When we’re nervous, we rush. Keep yourself on track by focusing on the words you are saying—are they clear? Can people understand you? Are you mumbling or fumbling? Take a breath. The space between your message is just as important as the message itself; it allows the meaning to sink in. Connect to the meaning or intention behind the words and let that guide you. Pause often. Again, don’t be afraid to vary your speed. Excited? Speed up. Reflective? Slow down.


Try this:
If you find yourself rushing, speak to the tempo of your heartbeat.


Pro tip:
Remember to enunciate, naturally not forcefully. Think: tip of the tongue, the teeth, the lips—not only a great tongue twister but essential for communication. (Fumbling is a key sign that you need to slow down.)

Gestures and Movement

Your body is your instrument. Ensure it’s working for you, and not against you.

In the words of body language expert Louise Hahler, Ph.D., “Whilst most think words drive what we say, it’s actually our body that has the greatest influence.” Awkward or forced poses, gestures, or expressions can undermine your message. To keep things natural, embody your message and act as it comes naturally. Bonus: Moving your body helps to calm nerves.


Try this:
Start in the middle of the stage, and stay there for the presentation’s introduction.
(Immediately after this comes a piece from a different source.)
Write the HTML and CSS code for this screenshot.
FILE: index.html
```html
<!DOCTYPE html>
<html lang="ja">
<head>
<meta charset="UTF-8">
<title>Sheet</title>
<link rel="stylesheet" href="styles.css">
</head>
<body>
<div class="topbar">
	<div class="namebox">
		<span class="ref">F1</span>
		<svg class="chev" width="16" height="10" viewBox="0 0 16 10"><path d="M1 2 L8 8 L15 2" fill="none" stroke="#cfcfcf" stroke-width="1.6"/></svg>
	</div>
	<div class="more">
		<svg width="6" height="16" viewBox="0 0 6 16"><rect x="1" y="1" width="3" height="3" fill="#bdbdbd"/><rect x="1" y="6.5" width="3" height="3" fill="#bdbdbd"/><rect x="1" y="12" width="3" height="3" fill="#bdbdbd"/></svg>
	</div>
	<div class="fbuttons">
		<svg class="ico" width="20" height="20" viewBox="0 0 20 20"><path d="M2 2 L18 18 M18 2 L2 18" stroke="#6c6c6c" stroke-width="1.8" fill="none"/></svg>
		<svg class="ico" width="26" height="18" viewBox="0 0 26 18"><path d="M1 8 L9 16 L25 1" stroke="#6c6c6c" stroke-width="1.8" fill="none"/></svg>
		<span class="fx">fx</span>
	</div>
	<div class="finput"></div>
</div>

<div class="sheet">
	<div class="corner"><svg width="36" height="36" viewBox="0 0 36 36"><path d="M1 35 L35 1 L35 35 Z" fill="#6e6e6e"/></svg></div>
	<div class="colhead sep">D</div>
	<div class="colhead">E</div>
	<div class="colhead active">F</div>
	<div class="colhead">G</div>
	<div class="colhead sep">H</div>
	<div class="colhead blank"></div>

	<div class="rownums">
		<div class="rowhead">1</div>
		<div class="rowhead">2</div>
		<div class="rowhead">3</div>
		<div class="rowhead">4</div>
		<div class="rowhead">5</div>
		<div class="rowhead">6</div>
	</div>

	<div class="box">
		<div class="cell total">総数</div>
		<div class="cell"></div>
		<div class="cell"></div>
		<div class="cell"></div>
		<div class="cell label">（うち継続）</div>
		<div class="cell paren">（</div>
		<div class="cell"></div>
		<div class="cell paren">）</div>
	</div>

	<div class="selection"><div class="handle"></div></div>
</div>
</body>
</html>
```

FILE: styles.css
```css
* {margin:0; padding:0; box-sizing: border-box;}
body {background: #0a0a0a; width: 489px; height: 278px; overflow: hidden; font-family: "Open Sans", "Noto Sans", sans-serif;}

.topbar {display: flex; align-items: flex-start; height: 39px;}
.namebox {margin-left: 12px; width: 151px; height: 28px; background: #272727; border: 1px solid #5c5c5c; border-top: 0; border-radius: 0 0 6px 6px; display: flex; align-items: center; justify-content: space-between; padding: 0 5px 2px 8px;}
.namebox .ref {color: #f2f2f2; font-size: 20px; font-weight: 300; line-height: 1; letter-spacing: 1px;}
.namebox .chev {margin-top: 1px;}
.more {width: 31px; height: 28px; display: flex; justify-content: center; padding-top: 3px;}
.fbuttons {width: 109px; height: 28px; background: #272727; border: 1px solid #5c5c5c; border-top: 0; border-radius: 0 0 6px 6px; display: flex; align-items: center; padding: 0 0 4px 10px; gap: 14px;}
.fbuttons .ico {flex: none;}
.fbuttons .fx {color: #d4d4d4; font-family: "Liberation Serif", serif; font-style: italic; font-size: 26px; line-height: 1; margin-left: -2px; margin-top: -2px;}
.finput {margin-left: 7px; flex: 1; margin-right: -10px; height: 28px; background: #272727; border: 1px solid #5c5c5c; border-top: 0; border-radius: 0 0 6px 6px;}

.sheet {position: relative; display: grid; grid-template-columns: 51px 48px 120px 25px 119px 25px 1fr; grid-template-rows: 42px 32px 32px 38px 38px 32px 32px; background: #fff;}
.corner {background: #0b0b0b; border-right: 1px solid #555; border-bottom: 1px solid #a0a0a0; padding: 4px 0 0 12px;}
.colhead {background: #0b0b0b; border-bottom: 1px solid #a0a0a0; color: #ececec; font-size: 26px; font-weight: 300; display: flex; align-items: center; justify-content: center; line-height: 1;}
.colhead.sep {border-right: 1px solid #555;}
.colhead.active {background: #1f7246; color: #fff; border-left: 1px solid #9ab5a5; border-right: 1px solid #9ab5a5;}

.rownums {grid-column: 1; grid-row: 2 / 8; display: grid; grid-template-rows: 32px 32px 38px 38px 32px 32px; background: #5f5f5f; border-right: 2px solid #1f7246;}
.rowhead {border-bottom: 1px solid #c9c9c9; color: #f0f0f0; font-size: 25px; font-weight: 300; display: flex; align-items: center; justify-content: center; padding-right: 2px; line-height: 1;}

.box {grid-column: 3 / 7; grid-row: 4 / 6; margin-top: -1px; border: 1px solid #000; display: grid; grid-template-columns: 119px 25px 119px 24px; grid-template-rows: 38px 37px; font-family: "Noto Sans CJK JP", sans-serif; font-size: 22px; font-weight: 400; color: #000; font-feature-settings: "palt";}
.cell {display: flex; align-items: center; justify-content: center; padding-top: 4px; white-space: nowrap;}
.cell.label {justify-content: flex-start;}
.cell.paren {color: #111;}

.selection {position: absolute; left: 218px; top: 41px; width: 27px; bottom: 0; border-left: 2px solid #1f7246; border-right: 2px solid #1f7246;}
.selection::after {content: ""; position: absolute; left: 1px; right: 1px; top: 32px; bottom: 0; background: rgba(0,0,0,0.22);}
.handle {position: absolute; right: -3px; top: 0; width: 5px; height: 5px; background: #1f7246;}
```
Then walk to one side of the stage and pause for a story, walk to the other side of the stage and pause for another story, and then walk back to the middle. Repeat. You’ll want to spend the majority of your presentation in the middle of the stage and end there, too. Use your face and arms for emphasis. Move your arms from your elbows, not your shoulders; it appears more natural. Again, embody your message and this will come naturally.


Pro tip:
Opt for an expanded definition of voice. Imagine your voice fills your entire body, not just throat and mouth, from the top of your head to the tips of your toes. Seriously, it works! And it’s a great volume booster, too.


Dynamic speaking comes down to connection—of your breath and to your emotions. Once you have this foundation set, often the dynamism takes care of itself. So have your cake and your icing–and sure, eat it, too.